- Wednesday, January 12, 2011

HAITI

Prayer and mourning a year after quake

PORT-AU-PRINCE | The normally traffic-clogged streets of the Haitian capital turned quiet Wednesday as businesses closed and people walked in solemn processions to prayer services marking the anniversary of the worst natural disaster in the nation’s history.

Many people wore white, a color associated with mourning in Haiti, and sang hymns as they navigated collapsed buildings and rubble from the Jan. 12, 2010, earthquake that left much of Port-au-Prince in ruins and, by the government’s imprecise estimate, killed more than 230,000 people.

President Rene Preval and former President Bill Clinton attended a ceremony to lay the cornerstone for a new National Tax Office, where many workers were killed in one of the blows to the public sector that paralyzed the government after the earthquake.

THE NETHERLANDS

Police disrupt human smuggling ring

AMSTERDAM | A smuggling network channeling about 200 migrants a month, mainly from Afghanistan, into Europe has been disrupted in an Italian-led investigation, European police agency Europol said on Wednesday.

A two-year cross-border investigation resulted in 26 arrests on Jan. 11, mainly in Italy but also in France and Germany. Groups in Greece, Norway, Sweden, Britain, Afghanistan, Iran and Pakistan were also involved, Europol said in a statement.

The ring is thought to have smuggled about 200 migrants a month from August 2008 to date. One-fifth are thought to be to be minors, after children were found during house searches conducted in the criminal probe, Europol said.

IRAN

Official: No talks on ’nuclear dossier’

TEHRAN | Iran will not talk about its “nuclear dossier” at the Istanbul talks with world powers, atomic chief Ali Akbar Salehi said in comments published Wednesday, reiterating Tehran’s long-standing policy.
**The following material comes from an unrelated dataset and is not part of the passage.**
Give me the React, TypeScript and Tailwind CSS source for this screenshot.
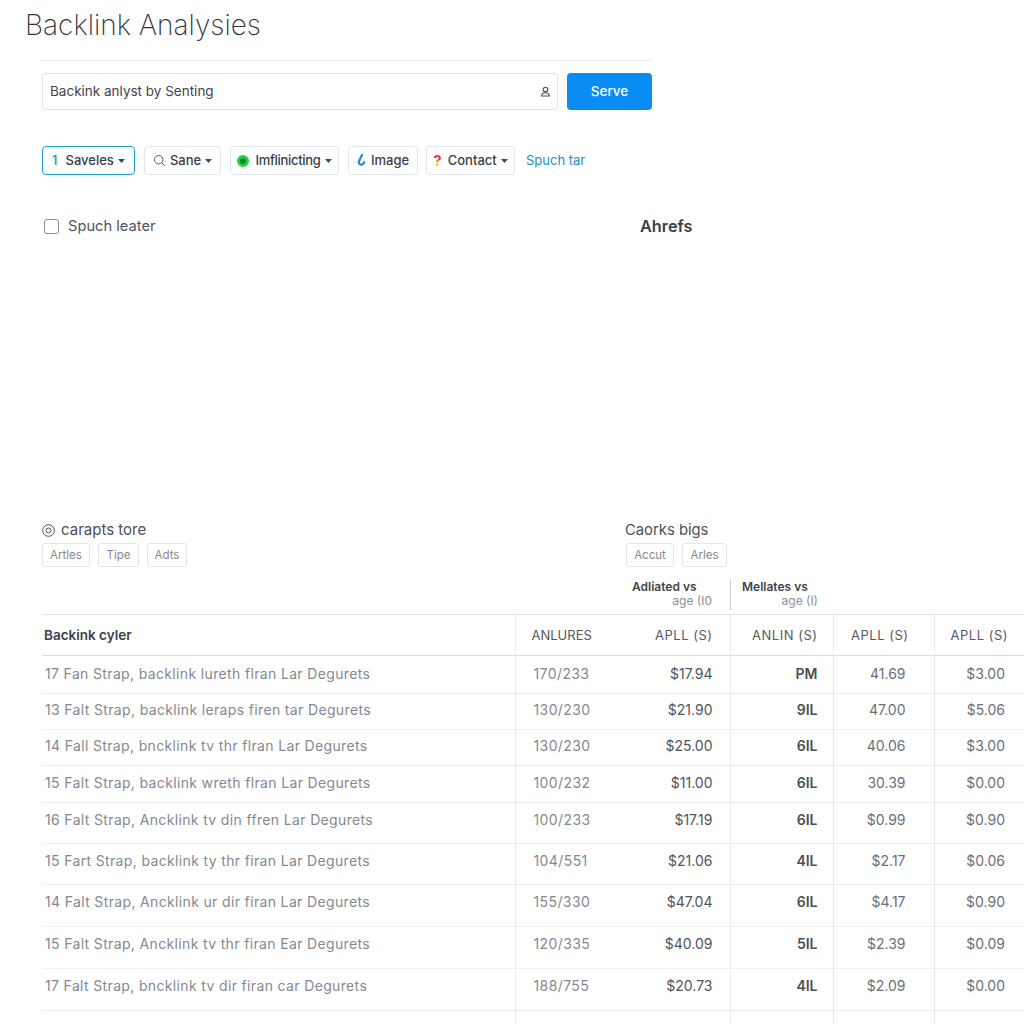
import type { ReactNode } from 'react';

interface RowData {
    name: string;
    ratio: string;
    price: string;
    code: string;
    apll: string;
    last: string;
    height: string;
}

const rows: RowData[] = [
    { name: '17 Fan Strap, backlink lureth flran Lar Degurets', ratio: '170/233', price: '$17.94', code: 'PM', apll: '41.69', last: '$3.00', height: 'h-[38px] [&>td]:pb-[2px]' },
    { name: '13 Falt Strap, backlink leraps firen tar Degurets', ratio: '130/230', price: '$21.90', code: '9IL', apll: '47.00', last: '$5.06', height: 'h-[36px] [&>td]:pb-[4px]' },
    { name: '14 Fall Strap, bncklink tv thr flran Lar Degurets', ratio: '130/230', price: '$25.00', code: '6IL', apll: '40.06', last: '$3.00', height: 'h-[36px] [&>td]:pb-[4px]' },
    { name: '15 Falt Strap, backlink wreth flran Lar Degurets', ratio: '100/232', price: '$11.00', code: '6IL', apll: '30.39', last: '$0.00', height: 'h-[37px] [&>td]:pb-[2px]' },
    { name: '16 Falt Strap, Ancklink tv din ffren Lar Degurets', ratio: '100/233', price: '$17.19', code: '6IL', apll: '$0.99', last: '$0.90', height: 'h-[41px] [&>td]:pb-[6px]' },
    { name: '15 Fart Strap, backlink ty thr firan Lar Degurets', ratio: '104/551', price: '$21.06', code: '4IL', apll: '$2.17', last: '$0.06', height: 'h-[41px] [&>td]:pb-[6px]' },
    { name: '14 Falt Strap, Ancklink ur dir firan Lar Degurets', ratio: '155/330', price: '$47.04', code: '6IL', apll: '$4.17', last: '$0.90', height: 'h-[42px] [&>td]:pb-[8px]' },
    { name: '15 Falt Strap, Ancklink tv thr firan Ear Degurets', ratio: '120/335', price: '$40.09', code: '5IL', apll: '$2.39', last: '$0.09', height: 'h-[42px] [&>td]:pb-[8px]' },
    { name: '17 Falt Strap, bncklink tv dir firan car Degurets', ratio: '188/755', price: '$20.73', code: '4IL', apll: '$2.09', last: '$0.00', height: 'h-[42px] [&>td]:pb-[8px]' },
];

function Caret() {
    return (
        <svg width="7" height="4" viewBox="0 0 7 4" className="ml-1" aria-hidden="true">
            <path d="M0 0h7L3.5 4z" fill="#444b55" />
        </svg>
    );
}

function Chip({ children, className }: { children: ReactNode; className: string }) {
    return (
        <div className={'flex h-[29px] items-center justify-center rounded-[4px] border text-[13px] font-medium text-[#3a4048] ' + className}>
            {children}
        </div>
    );
}

function Tag({ label, className }: { label: string; className: string }) {
    return (
        <div className={'flex h-6 items-center justify-center rounded-[3px] border border-[#e3e5e8] text-[11.5px] text-[#85898f] ' + className}>
            {label}
        </div>
    );
}

export default function App() {
    return (
        <div className="h-[1024px] w-[1024px] overflow-hidden bg-white font-[Inter,sans-serif]">
            <h1 className="pl-[25px] pt-[7px] text-[28px] font-extralight leading-9 text-[#33373d]">Backlink Analysies</h1>

            <div className="pl-[42px]">
                <div className="mt-[17px] w-[610px] border-t border-[#e8eaed]" />

                {/* Search */}
                <div className="mt-3 flex w-[610px] gap-[9px]">
                    <div className="flex h-[37px] flex-1 items-center justify-between rounded-[4px] border border-[#dfe2e6] pl-[7px] pr-1.5 text-[13.5px] text-[#3f444b]">
                        <span>Backink anlyst by Senting</span>
                        <svg width="11" height="11" viewBox="0 0 11 11" fill="none" stroke="#4a4f57" strokeWidth="1.1" aria-hidden="true">
                            <circle cx="5.5" cy="3.5" r="2.3" />
                            <path d="M1.5 10c.4-2.4 2-3.2 4-3.2s3.600.8 4 3.200z" />
                        </svg>
                    </div>
                    <button className="h-[37px] w-[85px] rounded-[4px] bg-[#0a8cf5] text-[13.5px] font-medium text-white">Serve</button>
                </div>

                {/* Filters */}
                <div className="mt-9 flex items-center gap-[9px]">
                    <Chip className="w-[93px] border-[#1d9fc7]">
                        <span className="mr-2 text-[#1d8fc7]">1</span>Saveles<Caret />
                    </Chip>
                    <Chip className="w-[77px] border-[#e2e5e9]">
                        <svg width="13" height="13" viewBox="0 0 13 13" fill="none" stroke="#555b63" strokeWidth="1" className="mr-1" aria-hidden="true">
                            <circle cx="5.700" cy="5.700" r="4.200" />
                            <path d="m8.800 8.800 3 3" />
                        </svg>
                        Sane<Caret />
                    </Chip>
                    <Chip className="w-[109px] border-[#e2e5e9] tracking-[-0.3px]">
                        <span className="mr-1.5 h-3 w-3 rounded-full border-[3px] border-[#1fd33f] bg-[#128a33]" />Imflinicting<Caret />
                    </Chip>
                    <Chip className="w-[70px] border-[#e2e5e9]">
                        <svg width="8" height="13" viewBox="0 0 8 13" className="mr-1.5" aria-hidden="true">
                            <path d="M5 1 2 7a2.600 2.600 0 1 0 5 1" fill="none" stroke="#1a8fd8" strokeWidth="2.200" strokeLinecap="round" />
                        </svg>
                        Image
                    </Chip>
                    <Chip className="-ml-px w-[89px] border-[#e2e5e9]">
                        <span className="mr-1.5 bg-gradient-to-b from-[#e02f2f] from-40% to-[#f5c518] to-70% bg-clip-text text-[15px] font-bold leading-none text-transparent">?</span>Contact<Caret />
                    </Chip>
                    <span className="ml-[2px] text-[13px] text-[#1d8fc7]">Spuch tar</span>
                </div>

                {/* Checkbox row */}
                <div className="mt-[39px] flex items-center">
                    <span className="ml-0.5 h-[15px] w-[15px] rounded-[3px] border border-[#8b9097]" />
                    <span className="ml-[9px] w-[572px] text-[14.7px] text-[#50555c]">Spuch leater</span>
                    <span className="text-[16.3px] font-semibold text-[#3c4047]">Ahrefs</span>
                </div>

                {/* Lower headers */}
                <div className="mt-[282px] flex">
                    <div className="w-[583px]">
                        <div className="flex items-center gap-1.5 text-[15px] leading-5 text-[#4b5057]">
                            <svg width="13" height="13" viewBox="0 0 13 13" fill="none" stroke="#4b5057" aria-hidden="true">
                                <circle cx="6.500" cy="6.500" r="5.800" />
                                <circle cx="6.500" cy="6.500" r="2.500" />
                            </svg>
                            carapts tore
                        </div>
                        <div className="mt-[3px] flex gap-2">
                            <Tag label="Artles" className="w-[48px]" />
                            <Tag label="Tipe" className="w-[41px]" />
                            <Tag label="Adts" className="w-[40px]" />
                        </div>
                    </div>
                    <div>
                        <div className="text-[14.8px] leading-5 text-[#4b5057]">Caorks bigs</div>
                        <div className="mt-[3px] flex gap-2">
                            <Tag label="Accut" className="ml-px w-[48px]" />
                            <Tag label="Arles" className="w-[45px]" />
                        </div>
                    </div>
                </div>

                {/* Column group titles */}
                <div className="mt-[12px] flex h-[31px] pl-[590px]">
                    <div className="flex w-[98px] flex-col pr-[18px]">
                        <span className="text-xs font-semibold leading-4 text-[#3f444b]">Adliated vs</span>
                        <span className="self-end text-xs leading-[12px] text-[#8b9096]">age (I0</span>
                    </div>
                    <div className="flex w-[88px] flex-col border-l border-[#cfd2d6] pl-[11px]">
                        <span className="text-xs font-semibold leading-4 text-[#3f444b]">Mellates vs</span>
                        <span className="self-end text-xs leading-[12px] text-[#8b9096]">age (I)</span>
                    </div>
                </div>

                {/* Table */}
                <table className="mt-1 w-[982px] table-fixed border-t border-[#dfe2e6] text-sm">
                    <colgroup>
                        <col className="w-[473px]" />
                        <col className="w-[100px]" />
                        <col className="w-[115px]" />
                        <col className="w-[103px]" />
                        <col className="w-[101px]" />
                        <col className="w-[90px]" />
                    </colgroup>
                    <thead>
                        <tr className="h-[41px] border-b border-[#d9dce0] text-[13px] font-normal tracking-[0.5px] text-[#555a61]">
                            <th className="pl-[2px] text-left text-[13.5px] font-semibold tracking-normal text-[#3b3f45]">Backink cyler</th>
                            <th className="border-l border-[#e8eaed] pl-[16px] text-left font-normal tracking-normal">ANLURES</th>
                            <th className="pr-[17px] text-right font-normal">APLL (S)</th>
                            <th className="border-l border-[#e8eaed] pr-[15px] text-right font-normal">ANLIN (S)</th>
                            <th className="border-l border-[#e8eaed] pr-[25px] text-right font-normal">APLL (S)</th>
                            <th className="border-l border-[#e8eaed] pr-[16px] text-right font-normal">APLL (S)</th>
                        </tr>
                    </thead>
                    <tbody>
                        {rows.map((row) => (
                            <tr key={row.name} className={'border-b border-[#eceef0] ' + row.height}>
                                <td className="pl-[3px] tracking-[0.35px] text-[#85898f]">{row.name}</td>
                                <td className="border-l border-[#e8eaed] pl-[18px] tracking-[0.4px] text-[#85898f]">{row.ratio}</td>
                                <td className="pr-[17px] text-right text-[#50555c]">{row.price}</td>
                                <td className="border-l border-[#e8eaed] pr-[15px] text-right font-semibold text-[#4a4f56]">{row.code}</td>
                                <td className="border-l border-[#e8eaed] pr-[28px] text-right text-[#6b7077]">{row.apll}</td>
                                <td className="border-l border-[#e8eaed] pr-[19px] text-right text-[#6b7077]">{row.last}</td>
                            </tr>
                        ))}
                        <tr className="h-[20px]">
                            <td />
                            <td className="border-l border-[#e8eaed]" />
                            <td />
                            <td className="border-l border-[#e8eaed]" />
                            <td className="border-l border-[#e8eaed]" />
                            <td className="border-l border-[#e8eaed]" />
                        </tr>
                    </tbody>
                </table>
            </div>
        </div>
    );
}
“We will absolutely not recognize the negotiation if the other side wants to negotiate on the issue of the nuclear dossier” of Iran, Mr. Salehi, who also is acting foreign minister, said in an interview with state-run Iran newspaper.

His remarks come ahead of a Jan. 21-22 meeting in Istanbul between Iran and the six world powers — Britain, China, France, Russia, the United States and Germany — aimed at resolving a dispute over Iran’s nuclear program.

VATICAN CITY

Benedict to beatify John Paul II

Former Pope John Paul II will move a step closer to sainthood this week, when his successor, Pope Benedict XVI, approves the case for his beatification, Vatican sources said on Wednesday.

In “a few days,” the Vatican’s Prefect for the Causes of Saints, Cardinal Angelo Amato, is expected to present Benedict with the evidence that John Paul performed a miracle and should be beatified, one source said.

At that point, Benedict is expected to approve the recommendation and set a date for the ceremony less than six years after the death of the Polish pontiff.

CUBA

Cuba, U.S. meet on immigration

HAVANA | Senior U.S. and Cuban diplomats met in Havana on Wednesday to discuss immigration issues in an encounter that was expected to turn to more contentious matters, such as the detention of a U.S. man whom Cuba accuses of spying.

Heading the talks for the U.S. is Roberta Jacobsen, deputy assistant secretary of state for Western Hemisphere affairs. It was not clear who was representing the Cuban delegation.

Talks got under way Wednesday morning, said Gloria Berbena, a spokeswoman for the U.S. Interests Section, which Washington maintains instead of an embassy.

The gathering will focus on a 17-year-old agreement under which the U.S. issues 20,000 visas to Cubans a year. But diplomats on both sides use the twice-yearly meetings to detail a long-standing list of complaints.